### Data block

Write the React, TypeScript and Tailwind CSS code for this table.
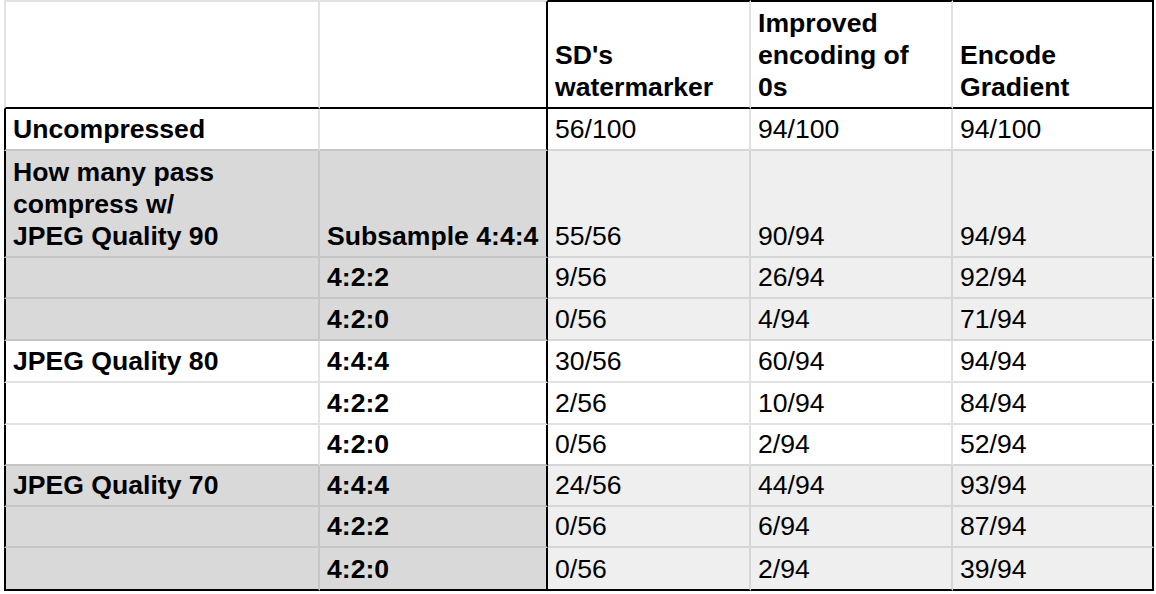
const rows: { gray: boolean; cells: string[][] }[] = [
  { gray: false, cells: [[], [], ["SD's", "watermarker"], ["Improved", "encoding of", "0s"], ["Encode", "Gradient"]] },
  { gray: false, cells: [["Uncompressed"], [], ["56/100"], ["94/100"], ["94/100"]] },
  { gray: true, cells: [["How many pass", "compress w/", "JPEG Quality 90"], ["Subsample 4:4:4"], ["55/56"], ["90/94"], ["94/94"]] },
  { gray: true, cells: [[], ["4:2:2"], ["9/56"], ["26/94"], ["92/94"]] },
  { gray: true, cells: [[], ["4:2:0"], ["0/56"], ["4/94"], ["71/94"]] },
  { gray: false, cells: [["JPEG Quality 80"], ["4:4:4"], ["30/56"], ["60/94"], ["94/94"]] },
  { gray: false, cells: [[], ["4:2:2"], ["2/56"], ["10/94"], ["84/94"]] },
  { gray: false, cells: [[], ["4:2:0"], ["0/56"], ["2/94"], ["52/94"]] },
  { gray: true, cells: [["JPEG Quality 70"], ["4:4:4"], ["24/56"], ["44/94"], ["93/94"]] },
  { gray: true, cells: [[], ["4:2:2"], ["0/56"], ["6/94"], ["87/94"]] },
  { gray: true, cells: [[], ["4:2:0"], ["0/56"], ["2/94"], ["39/94"]] },
]

function cellClass(r: number, c: number) {
  const last = rows.length - 1
  const gray = rows[r].gray
  const nextGray = r < last && rows[r + 1].gray
  const cls = ["flex items-end pl-[7px] pr-[4px] pb-[4px] leading-[32px] whitespace-nowrap border-r-2 border-b-2"]

  // fill
  if (gray) cls.push(c < 2 ? "bg-[#d9d9d9]" : "bg-[#efefef]")
  else cls.push("bg-white")

  if (r === 0 || c < 2) cls.push("font-bold")

  // right edge
  if (c === 1 || c === 4) cls.push("border-r-black")
  else if (gray) cls.push(c < 2 ? "border-r-[#c6c6c6]" : "border-r-[#d6d6d6]")
  else cls.push("border-r-[#e2e2e2]")

  // bottom edge
  if (r === 0 || r === last) cls.push("border-b-black")
  else if (gray || nextGray) cls.push(c < 2 ? "border-b-[#c6c6c6]" : "border-b-[#d6d6d6]")
  else cls.push("border-b-[#e2e2e2]")

  if (r === 0) cls.push(c >= 2 ? "border-t-2 border-t-black" : "border-t-2 border-t-[#e2e2e2]")
  if (c === 0) cls.push(r === 0 ? "border-l-2 border-l-[#e2e2e2]" : "border-l-2 border-l-black")

  return cls.join(" ")
}

export default function App() {
  return (
    <div className="min-h-screen bg-white pl-[4px] text-black text-[26.6px]" style={{ fontFamily: '"Liberation Sans", Arial, sans-serif' }}>
      <div className="grid w-[1150px] grid-cols-[316px_228px_203px_202px_201px] grid-rows-[109px_42px_107px_41px_42px_42px_42px_41px_41px_41px_43px]">
        {rows.map((row, r) =>
          row.cells.map((lines, c) => (
            <div key={r + "-" + c} className={cellClass(r, c)}>
              <div>
                {lines.map((l, i) => (
                  <div key={i}>{l}</div>
                ))}
              </div>
            </div>
          ))
        )}
      </div>
    </div>
  )
}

### Problem details
Write out each line of the listing above, exactly, from its first line to the line holding "if (r === 0 || c", inclusive. Skip the pictures.

### Reply to the exercise
Write the React, TypeScript and Tailwind CSS code for this table.
const rows: { gray: boolean; cells: string[][] }[] = [
  { gray: false, cells: [[], [], ["SD's", "watermarker"], ["Improved", "encoding of", "0s"], ["Encode", "Gradient"]] },
  { gray: false, cells: [["Uncompressed"], [], ["56/100"], ["94/100"], ["94/100"]] },
  { gray: true, cells: [["How many pass", "compress w/", "JPEG Quality 90"], ["Subsample 4:4:4"], ["55/56"], ["90/94"], ["94/94"]] },
  { gray: true, cells: [[], ["4:2:2"], ["9/56"], ["26/94"], ["92/94"]] },
  { gray: true, cells: [[], ["4:2:0"], ["0/56"], ["4/94"], ["71/94"]] },
  { gray: false, cells: [["JPEG Quality 80"], ["4:4:4"], ["30/56"], ["60/94"], ["94/94"]] },
  { gray: false, cells: [[], ["4:2:2"], ["2/56"], ["10/94"], ["84/94"]] },
  { gray: false, cells: [[], ["4:2:0"], ["0/56"], ["2/94"], ["52/94"]] },
  { gray: true, cells: [["JPEG Quality 70"], ["4:4:4"], ["24/56"], ["44/94"], ["93/94"]] },
  { gray: true, cells: [[], ["4:2:2"], ["0/56"], ["6/94"], ["87/94"]] },
  { gray: true, cells: [[], ["4:2:0"], ["0/56"], ["2/94"], ["39/94"]] },
]

function cellClass(r: number, c: number) {
  const last = rows.length - 1
  const gray = rows[r].gray
  const nextGray = r < last && rows[r + 1].gray
  const cls = ["flex items-end pl-[7px] pr-[4px] pb-[4px] leading-[32px] whitespace-nowrap border-r-2 border-b-2"]

  // fill
  if (gray) cls.push(c < 2 ? "bg-[#d9d9d9]" : "bg-[#efefef]")
  else cls.push("bg-white")

  if (r === 0 || c < 2) cls.push("font-bold")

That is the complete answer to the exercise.